Monday, April 21, 2008


China has begun a program of "patriotic re-education" of Tibetans, where the benefits of Chinese rule are stressed, and the Dalai Lama is reviled. Thank goodness we don't resort to such obvious propaganda tactics here.

No siree ... nothing like that here. Nope. Instead, we engage in sophisticated data manipulation to stampede the country into an unnecessary and unjustified conflict. Should some few prove resistant to such tactics, we simply shout them down as "unpatriotic" or "anti-American".

When three, four, five years later those dissenters turn out to have have been correct in nearly every particular, and the shouters equally wrong, anyone who has the temerity to point out such matters is "unpatriotic", or "anti-American". Besides, to leave with the job undone, even though a job which should never have been started in the first place, would "dishonor" those who died in the cause.

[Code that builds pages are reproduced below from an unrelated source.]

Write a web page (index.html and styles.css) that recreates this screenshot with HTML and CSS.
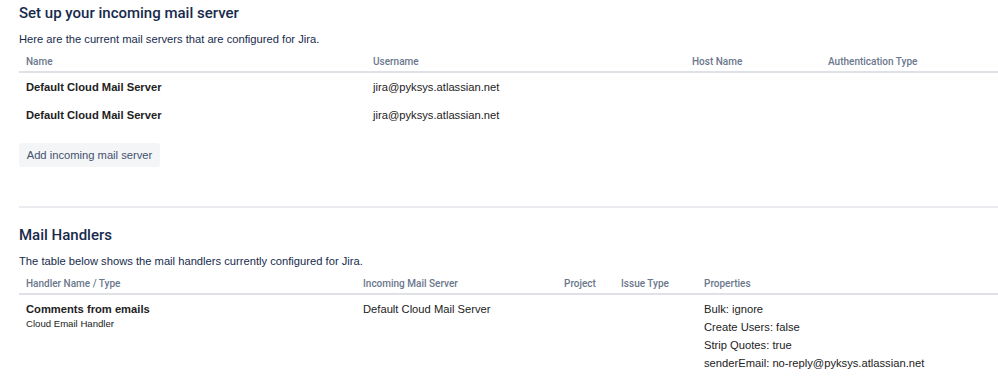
FILE: index.html
```html
<!DOCTYPE html>
<html lang="en">
<head>
    <meta charset="UTF-8">
    <title>Incoming mail</title>
    <link rel="stylesheet" href="styles.css">
</head>
<body>
    <div class="page">
        <h1 class="section-title">Set up your incoming mail server</h1>
        <p class="section-desc">Here are the current mail servers that are configured for Jira.</p>

        <table class="data-table servers-table">
            <colgroup>
                <col style="width: 347px">
                <col style="width: 319px">
                <col style="width: 136px">
                <col>
            </colgroup>
            <thead>
                <tr>
                    <th>Name</th>
                    <th>Username</th>
                    <th>Host Name</th>
                    <th>Authentication Type</th>
                </tr>
            </thead>
            <tbody>
                <tr>
                    <td class="strong">Default Cloud Mail Server</td>
                    <td>jira@pyksys.atlassian.net</td>
                    <td></td>
                    <td></td>
                </tr>
                <tr>
                    <td class="strong">Default Cloud Mail Server</td>
                    <td>jira@pyksys.atlassian.net</td>
                    <td></td>
                    <td></td>
                </tr>
            </tbody>
        </table>

        <button type="button" class="btn">Add incoming mail server</button>

        <hr class="divider">

        <h2 class="section-title">Mail Handlers</h2>
        <p class="section-desc">The table below shows the mail handlers currently configured for Jira.</p>

        <table class="data-table handlers-table">
            <colgroup>
                <col style="width: 337px">
                <col style="width: 201px">
                <col style="width: 57px">
                <col style="width: 83px">
                <col>
            </colgroup>
            <thead>
                <tr>
                    <th>Handler Name / Type</th>
                    <th>Incoming Mail Server</th>
                    <th>Project</th>
                    <th>Issue Type</th>
                    <th>Properties</th>
                </tr>
            </thead>
            <tbody>
                <tr>
                    <td>
                        <div class="strong">Comments from emails</div>
                        <div class="sub">Cloud Email Handler</div>
                    </td>
                    <td>Default Cloud Mail Server</td>
                    <td></td>
                    <td></td>
                    <td>
                        <ul class="props">
                            <li>Bulk: ignore</li>
                            <li>Create Users: false</li>
                            <li>Strip Quotes: true</li>
                            <li>senderEmail: no-reply@pyksys.atlassian.net</li>
                        </ul>
                    </td>
                </tr>
            </tbody>
        </table>
    </div>
</body>
</html>
```

FILE: styles.css
```css
body {
    margin: 0;
    font-family: 'Liberation Sans', Arial, sans-serif;
    font-size: 11.2px;
    color: #172b4d;
    background: #fff;
}

.page {
    padding: 3px 0 0 19px;
}

.section-title {
    margin: 0;
    font-family: Roboto, 'Liberation Sans', sans-serif;
    font-size: 15px;
    line-height: 20px;
    font-weight: 500;
    color: #172b4d;
}

.section-desc {
    margin: 8px 0 4px;
    line-height: 16px;
}

.data-table {
    width: 979px;
    table-layout: fixed;
    border-collapse: collapse;
}

.data-table th {
    text-align: left;
    font-family: Roboto, 'Liberation Sans', sans-serif;
    font-weight: 500;
    font-size: 10px;
    line-height: 14px;
    color: #6b778c;
    padding: 4px 7px 2px;
    border-bottom: 2px solid #dfe1e6;
}

.data-table td {
    padding: 5px 7px;
    line-height: 18px;
    vertical-align: top;
    color: #222;
}

.strong {
    font-weight: bold;
}

.sub {
    font-size: 9.6px;
    line-height: 12px;
}

.props {
    list-style: none;
    margin: 0;
    padding: 0;
}

.btn {
    display: block;
    margin-top: 14px;
    height: 24px;
    width: 141px;
    padding: 0;
    border: none;
    border-radius: 3px;
    background: #f4f5f7;
    color: #42526e;
    font-family: inherit;
    font-size: 11.2px;
}

.divider {
    margin: 39px 0 17px;
    border: none;
    height: 2px;
    background: #ebecf0;
}
```
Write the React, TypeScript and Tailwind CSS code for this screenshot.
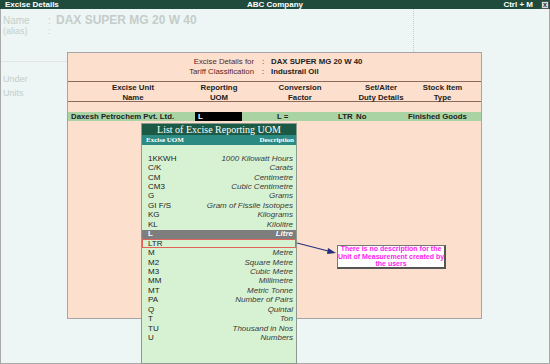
import React from "react";

const uoms: [string, string][] = [
  ["1KKWH", "1000 Kilowatt Hours"],
  ["C/K", "Carats"],
  ["CM", "Centimetre"],
  ["CM3", "Cubic Centimetre"],
  ["G", "Grams"],
  ["GI F/S", "Gram of Fissile Isotopes"],
  ["KG", "Kilograms"],
  ["KL", "Kilolitre"],
  ["L", "Litre"],
  ["LTR", ""],
  ["M", "Metre"],
  ["M2", "Square Metre"],
  ["M3", "Cubic Metre"],
  ["MM", "Millimetre"],
  ["MT", "Metric Tonne"],
  ["PA", "Number of Pairs"],
  ["Q", "Quintal"],
  ["T", "Ton"],
  ["TU", "Thousand in Nos"],
  ["U", "Numbers"],
];

const App: React.FC = () => {
  return (
    <div className="relative w-[550px] h-[364px] overflow-hidden bg-[#edf6f4] font-['Liberation_Sans',Arial,sans-serif]">
      {/* title bar */}
      <div className="flex items-center justify-between h-[9px] bg-[#1f4b3c] text-white text-[8px] font-bold leading-[9px]">
        <span className="pl-[5px] w-[200px]">Excise Details</span>
        <span>ABC Company</span>
        <div className="flex items-center justify-end w-[200px] gap-[8px] pr-[1px]">
          <span>Ctrl + M</span>
          <span className="flex items-center justify-center w-[8px] h-[8px] bg-[#d8dcd8] text-[#333] text-[7px] leading-none border border-[#555]">x</span>
        </div>
      </div>

      <div className="h-[355px] border-x border-b border-[#a9a9a9]">
        {/* faded master form */}
        <div className="flex h-[43px]">
          <div className="w-[413px] h-full border-r border-dotted border-[#c6cecc] pt-[4px] pl-[2px] text-[#c4cdcb]">
            <div className="flex items-center h-[14px]">
              <span className="w-[45px] text-[10px]">Name</span>
              <span className="w-[8px] text-[10px]">:</span>
              <span className="text-[12px] font-bold">DAX SUPER MG 20 W 40</span>
            </div>
            <div className="flex items-center h-[10px]">
              <span className="w-[45px] text-[9px]">(alias)</span>
              <span className="text-[9px]">:</span>
            </div>
          </div>
        </div>

        <div className="flex">
          <div className="w-[66px] pt-[9px] text-[9px] text-[#c4cdcb]">
            <div className="border-t border-[#dfe6e4] pt-[10px] pl-[2px] leading-[14px]">
              <div>Under</div>
              <div>Units</div>
            </div>
          </div>

          <div className="w-[415px] h-[267px] border border-[#a5a5a5] bg-[#fddfcd] text-[7.8px] text-[#222]">
            <div className="h-[28px] pt-[4px] leading-[10px]">
              <div className="flex">
                <span className="w-[186px] text-right text-[#5b1f22]">Excise Details for</span>
                <span className="w-[17px] pl-[8px]">:</span>
                <span className="font-bold">DAX SUPER MG 20 W 40</span>
              </div>
              <div className="flex">
                <span className="w-[186px] text-right text-[#5b1f22]">Tariff Classification</span>
                <span className="w-[17px] pl-[8px]">:</span>
                <span className="font-bold">Industrail Oil</span>
              </div>
            </div>
            <div className="h-[1px] bg-[#8c6a5a]" />
            <div className="grid grid-cols-[130px_42px_120px_42px_81px] h-[19px] pt-[1px] font-bold leading-[9.5px]">
              {[
                ["Excise Unit", "Name"],
                ["Reporting", "UOM"],
                ["Conversion", "Factor"],
                ["Set/Alter", "Duty Details"],
                ["Stock Item", "Type"],
              ].map(([a, b]) => (
                <div key={a} className="flex flex-col items-center whitespace-nowrap">
                  <span>{a}</span>
                  <span>{b}</span>
                </div>
              ))}
            </div>
            <div className="h-[1px] bg-[#8c6a5a]" />
            <div className="h-[10px]" />
            <div className="flex items-center h-[9px] bg-[#a9d3a2] font-bold leading-[9px] whitespace-nowrap">
              <span className="w-[127px] pl-[3px]">Daxesh Petrochem Pvt. Ltd.</span>
              <span className="w-[47px] h-[9px] bg-black text-white pl-[3px]">L</span>
              <span className="w-[35px]" />
              <span className="w-[61px]">L =</span>
              <span className="w-[18px]">LTR</span>
              <span className="w-[52px]">No</span>
              <span>Finished Goods</span>
            </div>
          </div>
        </div>
      </div>

      {/* popup list */}
      <div className="absolute left-[141px] top-[123px] w-[156px] h-[241px] border border-[#8d9a8f] bg-[#d6f2d3]">
        <div className="flex items-center justify-center h-[11px] bg-[#1c5a45] text-white text-[10px] leading-none font-['Liberation_Serif',serif]">
          List of Excise Reporting UOM
        </div>
        <div className="flex items-center justify-between h-[10px] pl-[4px] pr-[2px] bg-[#2b8a82] text-white text-[7px] font-bold leading-none font-['Liberation_Serif',serif]">
          <span>Excise UOM</span>
          <span>Description</span>
        </div>
        <div className="h-[9px]" />
        {uoms.map(([code, desc]) => {
          const sel = code === "L";
          const ltr = code === "LTR";
          return (
            <div
              key={code}
              className={
                sel
                  ? "flex items-center justify-between h-[9.45px] pl-[6px] pr-[3px] bg-[#7e7e7e] text-white font-bold text-[8px] leading-none"
                  : ltr
                  ? "flex items-center justify-between h-[9.45px] pl-[5px] pr-[3px] border border-[#e0625a] text-[#222] text-[8px] leading-none"
                  : "flex items-center justify-between h-[9.45px] pl-[6px] pr-[3px] text-[#222] text-[8px] leading-none"
              }
            >
              <span>{code}</span>
              <span className={sel ? "italic" : "italic text-[#3a3a3a]"}>{desc}</span>
            </div>
          );
        })}
      </div>

      {/* arrow */}
      <svg className="absolute left-[296px] top-[240px]" width="42" height="16" viewBox="0 0 42 16">
        <line x1="1" y1="3" x2="36" y2="12" stroke="#25307a" strokeWidth="1.2" />
        <polygon points="40,13 32,8 31,14" fill="#25307a" />
      </svg>

      {/* callout */}
      <div className="absolute left-[337px] top-[245px] w-[109px] h-[24px] bg-white border border-[#777] border-r-2 border-b-2 border-r-[#555] border-b-[#555] flex flex-col items-center justify-center text-[#ff22f0] text-[7px] font-bold leading-[7.5px] whitespace-nowrap">
        <span>There is no description for the</span>
        <span>Unit of Measurement created by</span>
        <span>the users</span>
      </div>
    </div>
  );
};

export default App;
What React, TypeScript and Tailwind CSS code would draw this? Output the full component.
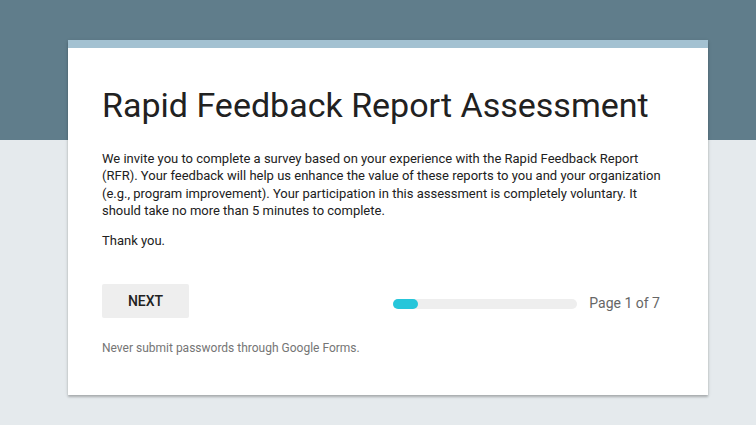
import React from "react";

export default function App() {
  return (
    <div
      className="relative w-[756px] h-[425px] overflow-hidden bg-[#e5eaed]"
      style={{ fontFamily: "Roboto, 'Liberation Sans', sans-serif" }}
    >
      <div className="absolute left-0 top-0 w-full h-[140px] bg-[#607d8b]" />
      <div className="relative pt-[40px] pl-[68px] flex">
        <div className="w-[640px] bg-white shadow-[0_2px_2px_rgba(0,0,0,0.2),0_1px_4px_rgba(0,0,0,0.12)]">
          <div className="h-[8px] bg-[#a3c1d1]" />
          <div className="px-[34px] pt-[37px] pb-[39px]">
            <h1 className="text-[34px] leading-[40px] text-[#212121] font-normal">
              Rapid Feedback Report Assessment
            </h1>
            <p className="mt-[25px] text-[13px] leading-[17.3px] text-[#212121]">
              We invite you to complete a survey based on your experience with the Rapid Feedback Report
              (RFR). Your feedback will help us enhance the value of these reports to you and your organization
              (e.g., program improvement). Your participation in this assessment is completely voluntary. It
              should take no more than 5 minutes to complete.
            </p>
            <p className="mt-[13px] text-[13px] leading-[17px] text-[#212121]">Thank you.</p>
            <div className="mt-[35px] flex items-center">
              <button className="w-[87px] h-[34px] bg-[#eeeeee] rounded-[2px] text-[14px] font-medium text-[#212121]">
                NEXT
              </button>
              <div className="ml-auto mt-[5px] flex items-center gap-[12px] pr-[14px]">
                <div className="w-[184px] h-[10px] rounded-full bg-[#eeeeee]">
                  <div className="w-[25px] h-[10px] rounded-full bg-[#26c6da]" />
                </div>
                <span className="text-[14px] text-[#666666]">Page 1 of 7</span>
              </div>
            </div>
            <p className="mt-[22px] text-[12px] leading-[16px] text-[#757575]">
              Never submit passwords through Google Forms.
            </p>
          </div>
        </div>
      </div>
    </div>
  );
}
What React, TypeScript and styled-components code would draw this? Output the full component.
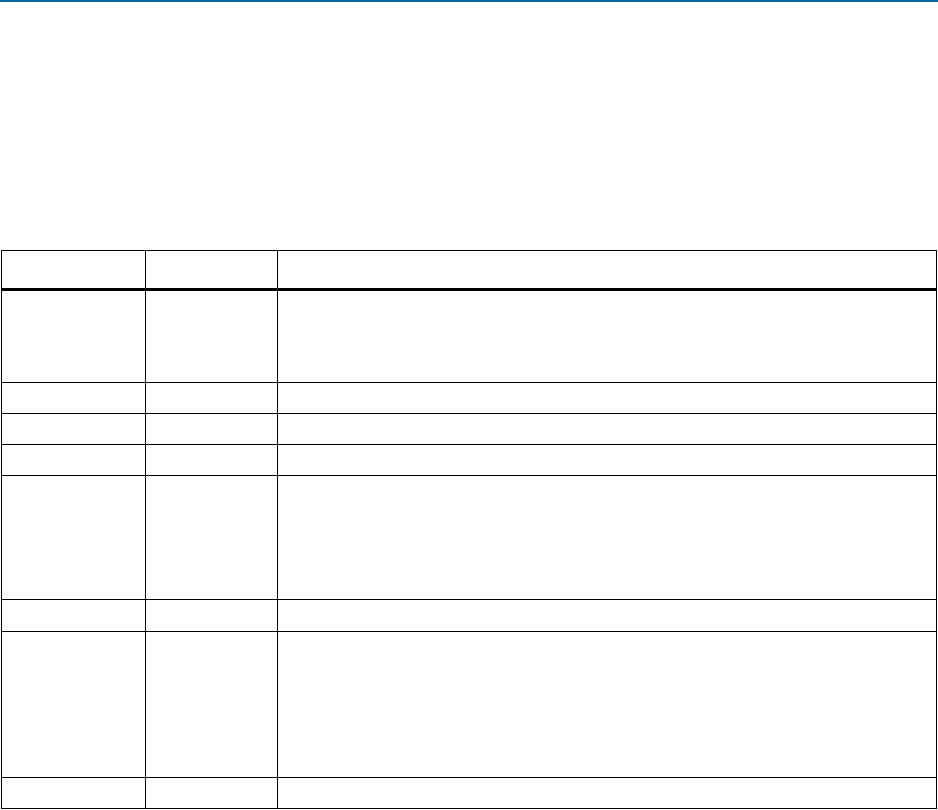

Secretary of State Condoleezza Rice taunted Iraqi cleric Muqtada al-Sadr, for residing safely in Iran while directing Mahdi Army forces to fight against US and Iraqi army forces. From his front-line command post in the White House, President Bush had no comment.

Wednesday, April 16, 2008

The Blind Pig Finds an Acorn

Not even President Bush, no matter how desperately he strives, can manage to be wrong all the time ... and he made the right decision this week when he quickly responded to an emergency call from the World Bank for $500 million more in food aid by pledging $200 million more from the U.S.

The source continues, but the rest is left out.